[Pages as source code]
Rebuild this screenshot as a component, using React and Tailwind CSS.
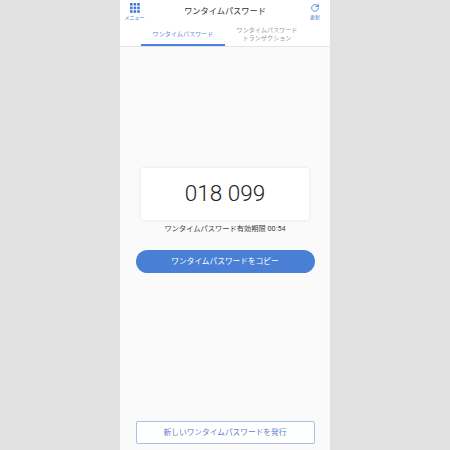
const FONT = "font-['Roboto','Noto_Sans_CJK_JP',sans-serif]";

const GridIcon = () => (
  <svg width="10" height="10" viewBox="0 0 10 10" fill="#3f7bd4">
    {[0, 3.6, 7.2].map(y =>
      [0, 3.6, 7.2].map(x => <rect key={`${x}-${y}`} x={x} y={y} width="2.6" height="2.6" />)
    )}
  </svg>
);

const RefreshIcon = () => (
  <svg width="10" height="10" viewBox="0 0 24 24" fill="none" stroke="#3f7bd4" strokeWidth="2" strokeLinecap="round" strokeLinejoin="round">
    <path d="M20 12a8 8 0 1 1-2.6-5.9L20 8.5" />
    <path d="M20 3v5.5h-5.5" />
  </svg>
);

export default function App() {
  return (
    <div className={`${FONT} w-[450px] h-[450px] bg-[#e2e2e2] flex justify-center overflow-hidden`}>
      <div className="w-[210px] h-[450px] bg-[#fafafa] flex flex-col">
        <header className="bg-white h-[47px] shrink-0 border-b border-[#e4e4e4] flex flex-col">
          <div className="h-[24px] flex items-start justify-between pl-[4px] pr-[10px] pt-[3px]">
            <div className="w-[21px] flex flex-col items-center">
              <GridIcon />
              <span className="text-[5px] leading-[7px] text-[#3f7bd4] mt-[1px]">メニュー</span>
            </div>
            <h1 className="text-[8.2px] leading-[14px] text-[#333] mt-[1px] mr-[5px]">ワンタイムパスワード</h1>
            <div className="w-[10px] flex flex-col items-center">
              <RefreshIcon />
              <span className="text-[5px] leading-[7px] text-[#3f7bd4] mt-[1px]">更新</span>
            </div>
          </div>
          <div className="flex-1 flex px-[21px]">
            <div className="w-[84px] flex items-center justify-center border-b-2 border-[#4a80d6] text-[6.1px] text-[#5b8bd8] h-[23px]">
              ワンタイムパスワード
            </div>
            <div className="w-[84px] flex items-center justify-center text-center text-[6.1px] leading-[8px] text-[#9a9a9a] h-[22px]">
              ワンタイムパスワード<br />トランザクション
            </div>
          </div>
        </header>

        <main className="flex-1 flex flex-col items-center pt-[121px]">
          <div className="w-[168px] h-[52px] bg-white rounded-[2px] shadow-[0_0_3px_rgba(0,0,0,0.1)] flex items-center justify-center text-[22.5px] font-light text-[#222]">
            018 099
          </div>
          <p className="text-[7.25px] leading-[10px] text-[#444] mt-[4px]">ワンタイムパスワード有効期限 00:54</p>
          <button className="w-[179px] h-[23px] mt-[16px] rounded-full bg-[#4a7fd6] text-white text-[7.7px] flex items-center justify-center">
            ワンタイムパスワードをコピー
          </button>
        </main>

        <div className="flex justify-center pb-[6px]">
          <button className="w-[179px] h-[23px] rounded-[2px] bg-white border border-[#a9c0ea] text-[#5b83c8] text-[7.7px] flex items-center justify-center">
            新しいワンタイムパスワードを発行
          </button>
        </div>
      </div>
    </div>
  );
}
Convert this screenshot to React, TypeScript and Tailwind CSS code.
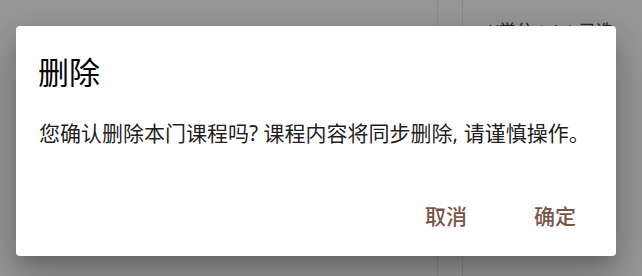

EXERCISE DIRECTIONS:
Every record must be copied exactly, with the pictures left out.

RESPONSE FOR THIS EXERCISE:
Rebuild this screenshot as a component, using React and Tailwind CSS.
const FONT = "font-['Roboto','Noto_Sans_CJK_JP',sans-serif]";

const GridIcon = () => (
  <svg width="10" height="10" viewBox="0 0 10 10" fill="#3f7bd4">
    {[0, 3.6, 7.2].map(y =>
      [0, 3.6, 7.2].map(x => <rect key={`${x}-${y}`} x={x} y={y} width="2.6" height="2.6" />)
    )}
  </svg>
);

const RefreshIcon = () => (
  <svg width="10" height="10" viewBox="0 0 24 24" fill="none" stroke="#3f7bd4" strokeWidth="2" strokeLinecap="round" strokeLinejoin="round">
    <path d="M20 12a8 8 0 1 1-2.6-5.9L20 8.5" />
    <path d="M20 3v5.5h-5.5" />
  </svg>
);

export default function App() {
  return (
    <div className={`${FONT} w-[450px] h-[450px] bg-[#e2e2e2] flex justify-center overflow-hidden`}>
      <div className="w-[210px] h-[450px] bg-[#fafafa] flex flex-col">
        <header className="bg-white h-[47px] shrink-0 border-b border-[#e4e4e4] flex flex-col">
          <div className="h-[24px] flex items-start justify-between pl-[4px] pr-[10px] pt-[3px]">
            <div className="w-[21px] flex flex-col items-center">
              <GridIcon />
              <span className="text-[5px] leading-[7px] text-[#3f7bd4] mt-[1px]">メニュー</span>
            </div>
            <h1 className="text-[8.2px] leading-[14px] text-[#333] mt-[1px] mr-[5px]">ワンタイムパスワード</h1>
            <div className="w-[10px] flex flex-col items-center">
              <RefreshIcon />
              <span className="text-[5px] leading-[7px] text-[#3f7bd4] mt-[1px]">更新</span>
            </div>
          </div>
          <div className="flex-1 flex px-[21px]">
            <div className="w-[84px] flex items-center justify-center border-b-2 border-[#4a80d6] text-[6.1px] text-[#5b8bd8] h-[23px]">
              ワンタイムパスワード
            </div>
            <div className="w-[84px] flex items-center justify-center text-center text-[6.1px] leading-[8px] text-[#9a9a9a] h-[22px]">
              ワンタイムパスワード<br />トランザクション
            </div>
          </div>
        </header>

        <main className="flex-1 flex flex-col items-center pt-[121px]">
          <div className="w-[168px] h-[52px] bg-white rounded-[2px] shadow-[0_0_3px_rgba(0,0,0,0.1)] flex items-center justify-center text-[22.5px] font-light text-[#222]">
            018 099
          </div>
          <p className="text-[7.25px] leading-[10px] text-[#444] mt-[4px]">ワンタイムパスワード有効期限 00:54</p>
          <button className="w-[179px] h-[23px] mt-[16px] rounded-full bg-[#4a7fd6] text-white text-[7.7px] flex items-center justify-center">
            ワンタイムパスワードをコピー
          </button>
        </main>

        <div className="flex justify-center pb-[6px]">
          <button className="w-[179px] h-[23px] rounded-[2px] bg-white border border-[#a9c0ea] text-[#5b83c8] text-[7.7px] flex items-center justify-center">
            新しいワンタイムパスワードを発行
          </button>
        </div>
      </div>
    </div>
  );
}
Convert this screenshot to React, TypeScript and Tailwind CSS code.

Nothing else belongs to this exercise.